Challenge: Beneath this line sits some data. Return only its lines from the one holding "Convert this screenshot" through the one holding "const [txn, setTxn]", inclusive, exactly, with the images removed.

═════ Stored data

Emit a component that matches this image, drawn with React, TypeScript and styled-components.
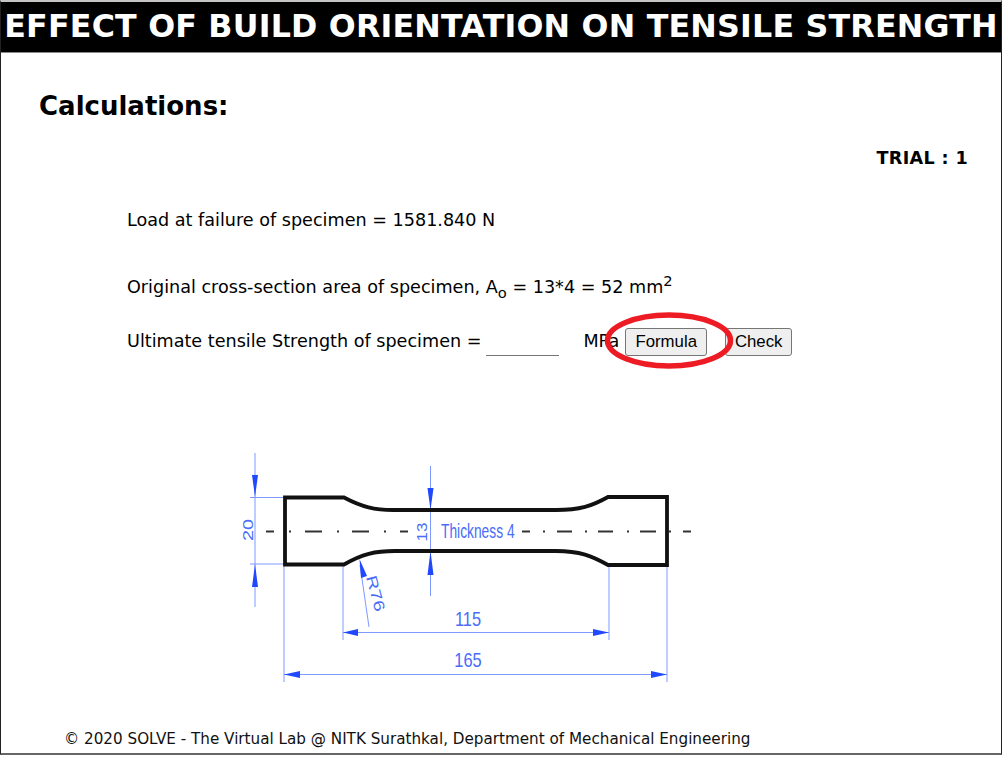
import React from "react";
import styled, { createGlobalStyle } from "styled-components";

const Global = createGlobalStyle`
  html, body { margin: 0; padding: 0; background: #fff; }
  body { font-family: Verdana, "DejaVu Sans", sans-serif; color: #000; }
`;

const Page = styled.div`
  position: relative;
  width: 1003px;
  height: 761px;
  overflow: hidden;
`;

const Frame = styled.main`
  box-sizing: border-box;
  width: 1002px;
  height: 755px;
  border-top: 2px solid #c4c4c4;
  border-left: 1px solid #222;
  border-right: 1px solid #222;
  border-bottom: 2px solid #666;
  display: flex;
  flex-direction: column;
`;

const TitleBar = styled.h1`
  margin: 0;
  height: 51px;
  background: #000;
  color: #fff;
  font-size: 31.7px;
  line-height: 48px;
  font-weight: 700;
  text-align: center;
  white-space: nowrap;
  border-bottom: 1px solid #888;
  box-sizing: border-box;
  letter-spacing: 0.2px;
`;

const Heading = styled.h2`
  margin: 38px 0 0 38px;
  font-size: 26px;
  line-height: 30px;
  font-weight: 700;
`;

const Trial = styled.div`
  margin: 27px 33px 0 0;
  text-align: right;
  font-size: 17.6px;
  line-height: 20px;
  font-weight: 700;
  letter-spacing: 0.35px;
`;

const Lines = styled.section`
  margin: 41px 0 0 126px;
  display: flex;
  flex-direction: column;
  font-size: 17.6px;
`;

const Line = styled.div<{ $top: number }>`
  margin-top: ${(p) => p.$top}px;
  height: 22px;
  line-height: 22px;
  display: flex;
  align-items: center;
  white-space: pre;
  sub, sup { font-size: 14.7px; line-height: 0; }
`;

const Blank = styled.input`
  box-sizing: border-box;
  width: 73px;
  height: 28px;
  margin: 0 24px 0 5px;
  border: 0;
  border-bottom: 1px solid #767676;
  outline: 0;
  background: transparent;
  position: relative;
  top: 1px;
`;

const Action = styled.button<{ $width: number; $gap: number }>`
  box-sizing: border-box;
  width: ${(p) => p.$width}px;
  height: 28px;
  margin-left: ${(p) => p.$gap}px;
  padding: 0;
  flex: none;
  background: #efefef;
  border: 1px solid #767676;
  border-radius: 3px;
  color: #000;
  font: 16.8px "Liberation Sans", Arial, sans-serif;
  position: relative;
  top: 1px;
`;

const Figure = styled.figure`
  margin: 88px 0 0 229px;
  width: 480px;
  height: 250px;
  svg { display: block; }
`;

const Footer = styled.footer`
  margin: 39px 0 0 63px;
  font-size: 15.2px;
  line-height: 20px;
  white-space: nowrap;
  color: #111;
`;

const Callout = styled.svg`
  position: absolute;
  left: 600px;
  top: 308px;
  pointer-events: none;
`;

const BLUE = "#1f48ff";
const LINE = "#7f99ff";

const Dim = styled.text`
  font-family: "Liberation Sans", Arial, sans-serif;
  font-size: 20px;
  fill: #4a6cf7;
`;

const dashes: [number, number][] = [
  [36, 44], [75, 92], [122, 139], [170, 178], [292, 300], [327, 342], [368, 383], [410, 426], [453, 461],
];
const dots = [59, 107, 154, 313, 355, 397, 439];

function Specimen() {
  return (
    <svg width="480" height="250" viewBox="230 440 480 250">
      <g stroke={LINE} strokeWidth="1" fill="none">
        <path d="M255 453V607M250 497.5H284M250 564H284" />
        <path d="M430.5 466V596" />
        <path d="M360 565L369 627" />
        <path d="M343 566V640M609 566V640M343 632.5H609" />
        <path d="M284 566V682M667 566V682M284 674.5H667" />
      </g>
      <g fill={BLUE}>
        <path d="M255 497L252 475H258Z" />
        <path d="M255 564L252 587H258Z" />
        <path d="M430.5 510L427.5 488H433.5Z" />
        <path d="M430.5 551L427.5 575H433.5Z" />
        <path d="M359.5 559L361 578L367 576Z" />
        <path d="M343 632.5L358 629V636Z" />
        <path d="M609 632.5L593 629V636Z" />
        <path d="M284 674.5L300 671V678Z" />
        <path d="M667 674.5L651 671V678Z" />
      </g>
      <g stroke="#111" strokeWidth="3.8" fill="none" strokeLinejoin="miter">
        <path d="M344 497.5H285V564.5H344C362 554 375 551 395 551H556C580 551 592 556 608 565H667V497H608C592 506 580 510 556 510H393C375 510 362 507 344 497.5Z" />
      </g>
      <g stroke="#333" strokeWidth="2" fill="none">
        {dashes.map(([a, b]) => (
          <path key={a} d={`M${a + 230} 531.5H${b + 230}`} />
        ))}
        {dots.map((d) => (
          <path key={d} d={`M${d + 230} 531.5h2`} />
        ))}
      </g>
      <Dim transform="translate(253 530) rotate(-90) scale(1 .77)" textAnchor="middle">20</Dim>
      <Dim transform="translate(427 532) rotate(-90) scale(.85 .72)" textAnchor="middle">13</Dim>
      <Dim transform="translate(441 538) scale(.69 1)">Thickness 4</Dim>
      <Dim transform="translate(366 577) rotate(75) scale(1 .75)">R76</Dim>
      <Dim transform="translate(468 626) scale(.82 1)" textAnchor="middle">115</Dim>
      <Dim transform="translate(468 667) scale(.82 1)" textAnchor="middle">165</Dim>
    </svg>
  );
}

export default function App() {
  return (
    <Page>
      <Global />
      <Frame>
        <TitleBar>EFFECT OF BUILD ORIENTATION ON TENSILE STRENGTH</TitleBar>
        <Heading>Calculations:</Heading>
        <Trial>TRIAL : 1</Trial>
        <Lines>
          <Line $top={0}>Load at failure of specimen = 1581.840 N</Line>
          <Line $top={45}>
            <span>
              Original cross-section area of specimen, A<sub>o</sub> = 13*4 = 52 mm<sup>2</sup>
            </span>
          </Line>
          <Line $top={32}>
            Ultimate tensile Strength of specimen =
            <Blank aria-label="Ultimate tensile strength" />
            MPa
            <Action $width={82} $gap={6}>Formula</Action>
            <Action $width={67} $gap={18}>Check</Action>
          </Line>
        </Lines>
        <Figure>
          <Specimen />
        </Figure>
        <Footer>© 2020 SOLVE - The Virtual Lab @ NITK Surathkal, Department of Mechanical Engineering</Footer>
      </Frame>
      <Callout width="140" height="66" viewBox="600 308 140 66">
        <ellipse cx="669" cy="340.5" rx="61.5" ry="25.5" fill="none" stroke="#ed1c24" strokeWidth="5.5" />
      </Callout>
    </Page>
  );
}
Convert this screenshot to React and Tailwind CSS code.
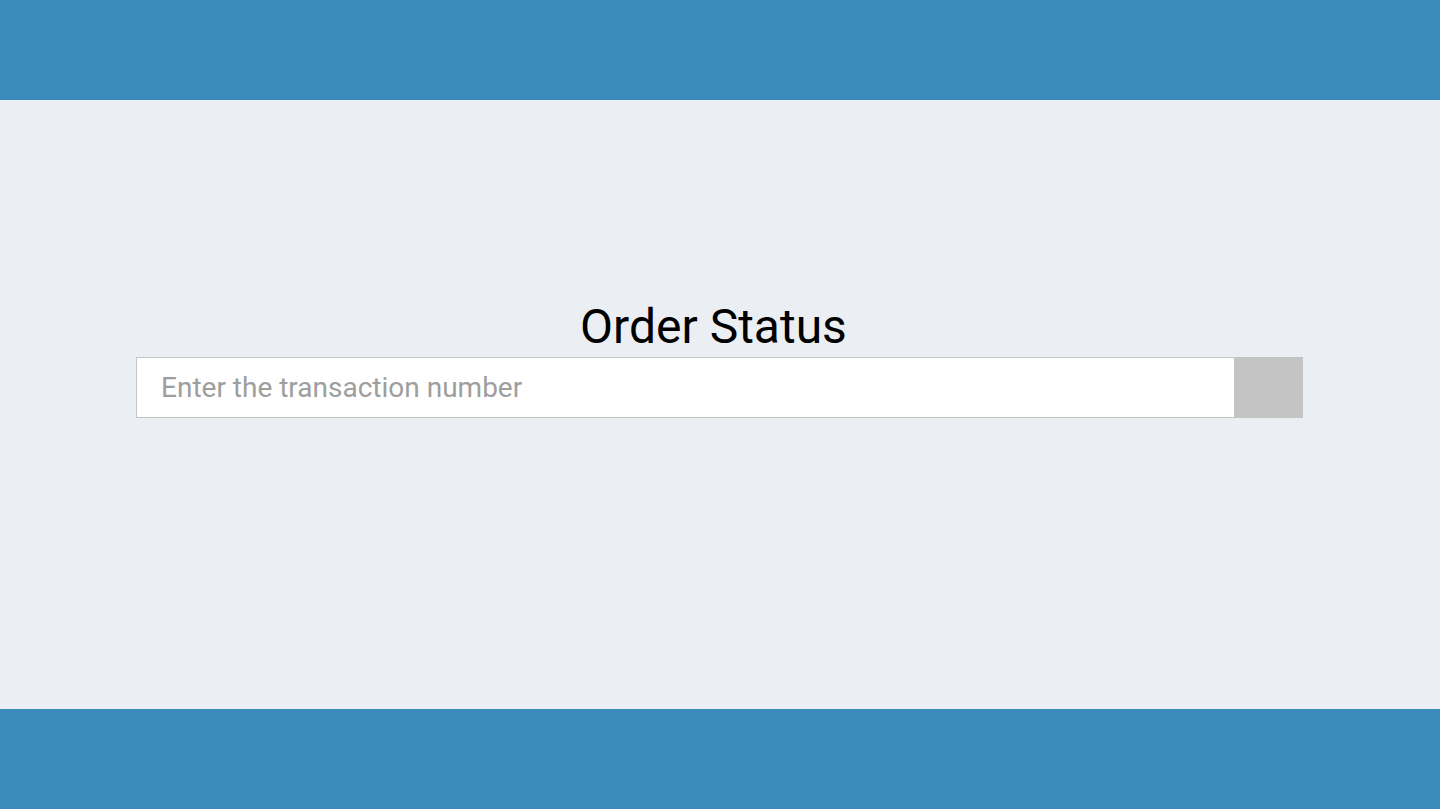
import React, { useState } from "react";

export default function App() {
    const [txn, setTxn] = useState("");

    return (
        <div className="flex h-[809px] flex-col bg-[#ebeff4] font-['Roboto',sans-serif]">
            <header className="h-[100px] shrink-0 bg-[#3b8bbd]" />

            <main className="flex flex-1 flex-col items-center pt-[197px]">
                <h1 className="pr-[13px] text-[48px] leading-[60px] font-normal text-black">Order Status</h1>
                <div className="mr-px flex w-[1167px]">
                    <input
                        type="text"
                        value={txn}
                        onChange={(e) => setTxn(e.target.value)}
                        placeholder="Enter the transaction number"
                        className="h-[61px] flex-1 border border-r-0 border-[#c6c6c6] bg-white px-6 text-[28px] text-gray-800 outline-none placeholder:text-[#9e9e9e]"
                    />
                    <button className="h-[61px] w-[69px] bg-[#c4c4c4]" aria-label="Search" />
                </div>
            </main>

            <footer className="h-[100px] shrink-0 bg-[#3b8bbd]" />
        </div>
    );
}
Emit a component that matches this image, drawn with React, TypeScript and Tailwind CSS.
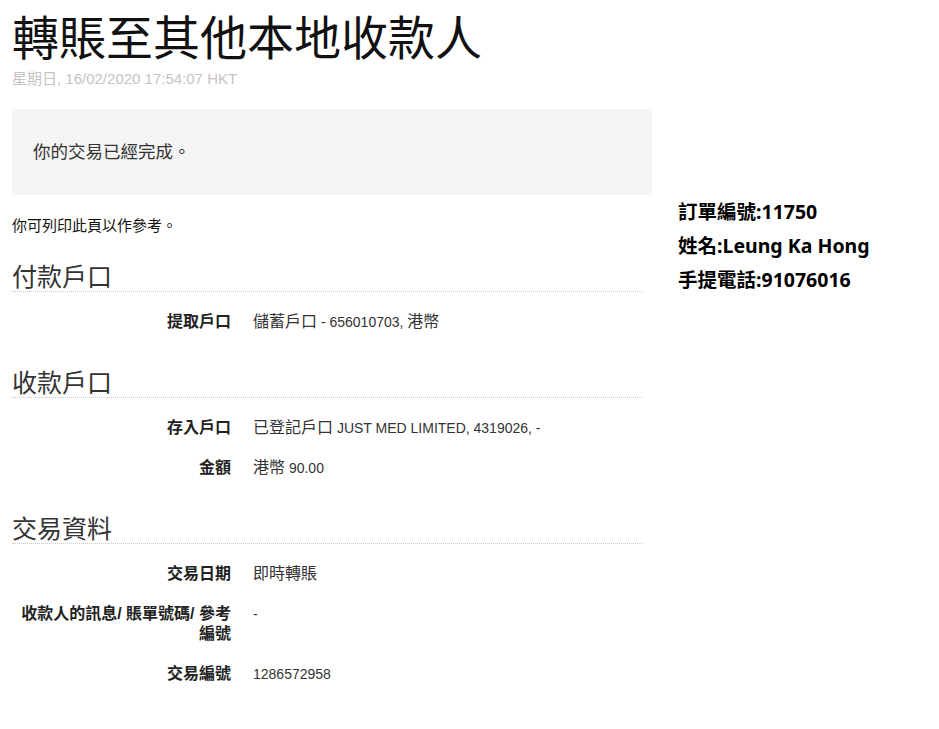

══════════

Result for this task:
Convert this screenshot to React and Tailwind CSS code.
import React, { useState } from "react";

export default function App() {
    const [txn, setTxn] = useState("");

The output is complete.